Genitori di quattro figli, due a testa, avuti da precedenti unioni e nonni di tre piccoli, Jaco e Michèle formano una bella coppia. Quando lavorano insieme possono non essere d’accordo, ma si scambiano idee, opinioni «come da vita vera convissuta». Anche Cold Blood è nato «sul tavolo della nostra cucina» e da questa intimità di intenti «oltre che dal desiderio di approfondire la ricerca iniziata con Kiss&Cry. La contrapposizione / ossimoro del titolo, pur capovolto, proviene dal Sedecia, Re di Gerusalemme, l’opera di Alessandro Scarlatti, in particolare dall’aria di Ismaele Caldo sangue, accostata a partiture di Ravel, Šostakovič, Schubert, ma anche a musiche per claquette e varie, sempre eseguite dal vivo, davanti agli spettatori. Il corpo, però, è nella sua interezza, più presente: non ci sono solo le mani; il set, spiega Michèle Anne, è iper-realistico con trentasei piccoli oggetti: un legno tra due specchi crea una grande foresta, una torre è fatta da disegni di giocattoli. «Bisognava fornire l’impressione di un interno di un ospedale e tante illusioni visive ed elettroniche per sostenere la storia di una famiglia ipnotizzata da sette morti. Ciascuno prima di lasciare questo mondo, vede il suo ultimo ricordo: può essere solo il profumo dell’erba, una nuvola, qualcosa di molto poetico».

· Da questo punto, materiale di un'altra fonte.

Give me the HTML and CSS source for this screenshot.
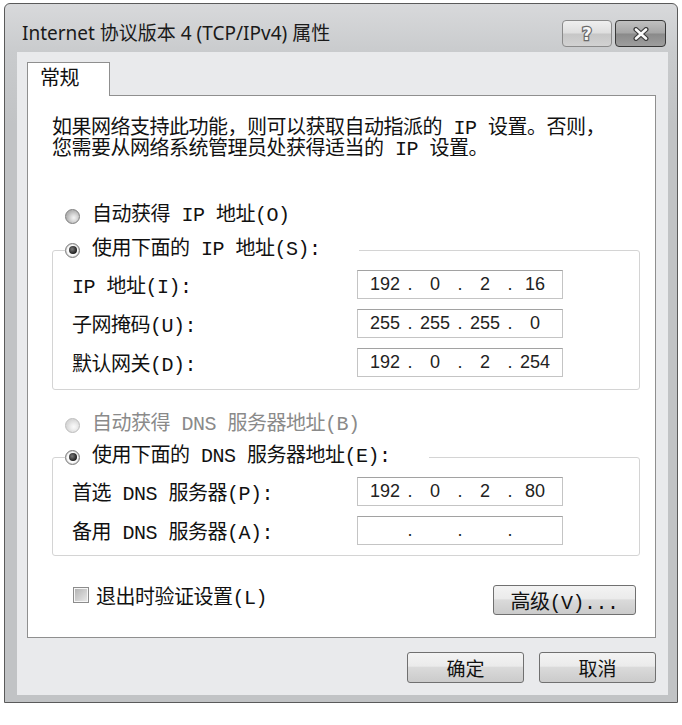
FILE: index.html
```html
<!DOCTYPE html>
<html>
<head>
  <meta charset="utf-8">
  <title>Internet 协议版本 4 (TCP/IPv4) 属性</title>
  <link rel="stylesheet" href="styles.css">
</head>
<body>
  <div class="window">
    <div class="titlebar">
      <span class="title">Internet 协议版本 4 (TCP/IPv4) 属性</span>
      <div class="caption-buttons">
        <button class="cap-btn help">
          <svg width="16" height="20" viewBox="0 0 16 20">
            <text x="8" y="16" text-anchor="middle" class="help-glyph">?</text>
          </svg>
        </button>
        <button class="cap-btn close">
          <svg width="20" height="14" viewBox="0 0 20 14">
            <path d="M5 2.5 L15 11.5 M15 2.5 L5 11.5" stroke="#3c3c3c" stroke-width="5" stroke-linecap="round"/>
            <path d="M5 2.5 L15 11.5 M15 2.5 L5 11.5" stroke="#fafafa" stroke-width="2.6" stroke-linecap="round"/>
          </svg>
        </button>
      </div>
    </div>

    <div class="client">
      <div class="tabs">
        <div class="tab">常规</div>
      </div>

      <div class="tab-panel">
        <p class="intro">如果网络支持此功能，则可以获取自动指派的 IP 设置。否则，<br>您需要从网络系统管理员处获得适当的 IP 设置。</p>

        <div class="option outer"><span class="radio"></span>自动获得 IP 地址(O)</div>

        <fieldset class="group">
          <legend><span class="option"><span class="radio on"></span>使用下面的 IP 地址(S):</span></legend>
          <div class="field-row">
            <span>IP 地址(I):</span>
            <div class="ip-box"><span>192</span><span>.</span><span>0</span><span>.</span><span>2</span><span>.</span><span>16</span></div>
          </div>
          <div class="field-row">
            <span>子网掩码(U):</span>
            <div class="ip-box"><span>255</span><span>.</span><span>255</span><span>.</span><span>255</span><span>.</span><span>0</span></div>
          </div>
          <div class="field-row">
            <span>默认网关(D):</span>
            <div class="ip-box"><span>192</span><span>.</span><span>0</span><span>.</span><span>2</span><span>.</span><span>254</span></div>
          </div>
        </fieldset>

        <div class="option outer dns disabled"><span class="radio"></span>自动获得 DNS 服务器地址(B)</div>

        <fieldset class="group dns-group">
          <legend><span class="option"><span class="radio on"></span>使用下面的 DNS 服务器地址(E):</span></legend>
          <div class="field-row">
            <span>首选 DNS 服务器(P):</span>
            <div class="ip-box"><span>192</span><span>.</span><span>0</span><span>.</span><span>2</span><span>.</span><span>80</span></div>
          </div>
          <div class="field-row">
            <span>备用 DNS 服务器(A):</span>
            <div class="ip-box"><span></span><span>.</span><span></span><span>.</span><span></span><span>.</span><span></span></div>
          </div>
        </fieldset>

        <div class="panel-footer">
          <label class="check"><span class="checkbox"></span>退出时验证设置(L)</label>
          <button class="btn advanced">高级(V)...</button>
        </div>
      </div>

      <div class="dialog-buttons">
        <button class="btn">确定</button>
        <button class="btn">取消</button>
      </div>
    </div>
  </div>
</body>
</html>
```

FILE: styles.css
```css
body {
  margin: 0;
  background: #fff;
  font-family: "Liberation Mono", "Noto Sans CJK SC", monospace;
  font-size: 20px;
  letter-spacing: -0.5px;
  color: #111;
}

.window {
  margin: 3px 0 0 4px;
  width: 674px;
  box-sizing: border-box;
  border: 1px solid #5a5a5a;
  border-radius: 6px 6px 0 0;
  padding-bottom: 7px;
  background: linear-gradient(#d8d9db 0, #c9cbcd 48px, #c1c3c5 120px, #c1c3c5);
}

.titlebar {
  display: flex;
  justify-content: space-between;
  align-items: flex-start;
  height: 48px;
  padding: 0 11px 0 17px;
}

.title {
  margin-top: 17px;
  font-family: "Noto Sans", "Noto Sans CJK SC", sans-serif;
  font-size: 19px;
  line-height: 24px;
  letter-spacing: 0;
  color: #1a1a1a;
}

.caption-buttons {
  display: flex;
  gap: 3px;
  margin-top: 16px;
}

.cap-btn {
  height: 27px;
  padding: 0;
  border-radius: 4px;
  display: flex;
  align-items: center;
  justify-content: center;
}

.help {
  width: 50px;
  border: 1px solid #8a8a8a;
  background: linear-gradient(#efefef, #dedede 48%, #c6c6c6 52%, #d2d2d2);
}

.help-glyph {
  font-family: "DejaVu Sans", sans-serif;
  font-weight: bold;
  font-size: 17px;
  fill: #f6f6f6;
  stroke: #6a6a6a;
  stroke-width: 2.5px;
  paint-order: stroke;
}

.close {
  width: 51px;
  border: 1px solid #383838;
  background: linear-gradient(#c0c0c0, #a6a6a6 48%, #8a8a8a 52%, #9e9e9e);
}

.client {
  margin: 0 9px 0 12px;
  background: #e9eaec;
  padding: 10px 12px 12px 10px;
}

.tabs {
  display: flex;
}

.tab {
  position: relative;
  width: 83px;
  height: 34px;
  box-sizing: border-box;
  margin-bottom: -1px;
  padding-left: 12px;
  border: 1px solid #8f8f8f;
  border-bottom: none;
  background: #fff;
  line-height: 33px;
}

.tab-panel {
  background: #fff;
  border: 1px solid #8f8f8f;
  padding: 22px 15px 22px 24px;
}

.intro {
  margin: 0;
  line-height: 21px;
}

.option {
  display: flex;
  align-items: center;
  gap: 12px;
  height: 20px;
  line-height: 20px;
}

.option.outer {
  margin: 46px 0 0 13px;
}

.option.outer.dns {
  margin-top: 25px;
}

.option.disabled {
  color: #8a8a8a;
}

.radio {
  position: relative;
  flex: none;
  width: 15px;
  height: 15px;
  box-sizing: border-box;
  border-radius: 50%;
  border: 1px solid #7e7e7e;
  background: radial-gradient(circle at 60% 60%, #f4f4f4 0, #dcdcdc 3px, #b4b4b4 7px);
}

.radio.on {
  background: radial-gradient(circle, #fbfbfb 0 5px, #c4c4c4 7px);
}

.radio.on::after {
  content: "";
  position: absolute;
  left: 2.5px;
  top: 2.5px;
  width: 8px;
  height: 8px;
  border-radius: 50%;
  background: radial-gradient(circle at 40% 40%, #7a7a7a, #1e1e1e 70%);
}

.disabled .radio {
  border-color: #bcbcbc;
  background: radial-gradient(circle at 60% 60%, #fafafa 0, #eeeeee 3px, #d8d8d8 7px);
}

.group {
  margin: 14px 0 0;
  padding: 0 76px 12px 19px;
  border: 1px solid #d4d4d4;
  border-radius: 3px;
}

.group legend {
  margin-left: -7px;
  padding: 0 38px 0 0;
}

.dns-group {
  margin-top: 12px;
  padding-bottom: 10px;
}

.field-row {
  display: flex;
  justify-content: space-between;
  align-items: center;
  margin-top: 10px;
}

.ip-box {
  width: 206px;
  height: 29px;
  box-sizing: border-box;
  padding-left: 7px;
  border: 1px solid #c4c4c4;
  border-top-color: #a2a2a2;
  display: grid;
  grid-template-columns: 40px 10px 40px 10px 40px 10px 40px;
  align-items: center;
  font-family: "Liberation Sans", sans-serif;
  font-size: 18px;
  letter-spacing: 0;
  color: #222;
  text-align: center;
}

.panel-footer {
  display: flex;
  justify-content: space-between;
  align-items: flex-start;
  margin-top: 29px;
  padding: 0 4px 0 21px;
}

.check {
  display: flex;
  align-items: center;
  gap: 7px;
  height: 20px;
}

.checkbox {
  width: 16px;
  height: 16px;
  box-sizing: border-box;
  border: 1px solid #8c8c8c;
  box-shadow: inset 0 0 0 1px #f6f6f6;
  background: linear-gradient(135deg, #b0b0b0, #ebebeb);
}

.btn {
  padding: 0;
  border: 1px solid #707070;
  border-radius: 3px;
  background: linear-gradient(#f3f3f3, #ebebeb 45%, #dadada 50%, #cbcbcb);
  color: #111;
  font-family: "Noto Sans CJK SC", sans-serif;
  font-size: 19px;
  letter-spacing: 0;
}

.btn.advanced {
  width: 143px;
  height: 30px;
  font-family: "Liberation Mono", "Noto Sans CJK SC", monospace;
  font-size: 20px;
  letter-spacing: -0.5px;
}

.dialog-buttons {
  display: flex;
  justify-content: flex-end;
  gap: 15px;
  margin-top: 14px;
}

.dialog-buttons .btn {
  width: 117px;
  height: 31px;
}
```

Cold blood è umoristico, ma è anche dark. Contemplativo e astratto, non ha veri protagonisti se non il pubblico, quasi costretto a collegare e a scegliere le situazioni funebri, tra citazioni di Fred Astaire e Ginger Rogers, Esther Williams, il Bolero di Béjart… Ovunque abbia già debuttato, come in Canada, la nuova pièce del 2015 ha creato persino più entusiasmo della precedente. Nonostante il timore degli autori, ha vinto il fascino del bric-à-brac in diretta che abbraccia tutte le arti e ne abbatte i confini.